Islam encourages Muslims to understand reality by observing, thinking about, or even experimenting with using reality as an object of study. Thinking in an Islamic perspective is an attempt to understand reality more systematically to produce conclusions in the form of more organized knowledge about reality. If a person claims to think, but does not rely on an empirical reality, then what he perform could no be categorized into thinking, but merely fantasizes – or at least – only pseudo thought; in which it will not lead to conclusions in the form of organized, measurable, repeatable, and verifiable knowledge.
If someone claims to think, but not about an empirical object, it is not a thinking process, but fantasizes. The so-called Islamization of science is often trapped in efforts to study something that is not empirical, which cannot be reached by the human senses, such as the study of the physical and chemical structure of the genie, the heat from hellfire in a certain time unit, and the degree of hypocrisy. The study of objects that are not empirical will not lead to the formulation of scientific theories, which will give birth of technology but will only lead to a long debate that will not end. Pervez Hoodbhoy (1996) made a sharp critique of the Islamization of science in Pakistan, because Islamization in Pakistan at the time of President Ziaul Haq was more about non-empirical matters. While the Qur’an itself instructs humans to understand various issues that are empirical in everyday life.
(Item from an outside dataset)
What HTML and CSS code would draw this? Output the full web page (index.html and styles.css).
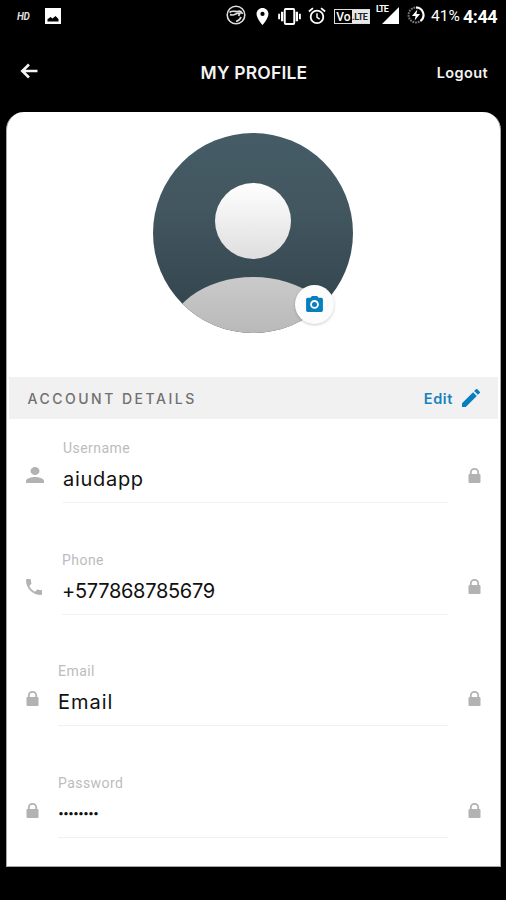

Many verses of the Qur’an command human beings and call to understand the facts as an empirical reality. Among the verses are:
So let man observe from what he was created? He was created from a fluid, ejected, emerging from between the backbone and the ribs. (QS ath-Thâriq [86]:5-7).
Then do they not look at the camels – how they are created? And at the sky – how it is raised? And at the mountains – how they are erected? And at the earth – how it is spread out? (QS al-Ghâsyiyah [88]:17-20).
And a sign for them is the night. We remove from it [the light of] day, so they are [left] in darkness. (QS Yâsîn [36]: 37).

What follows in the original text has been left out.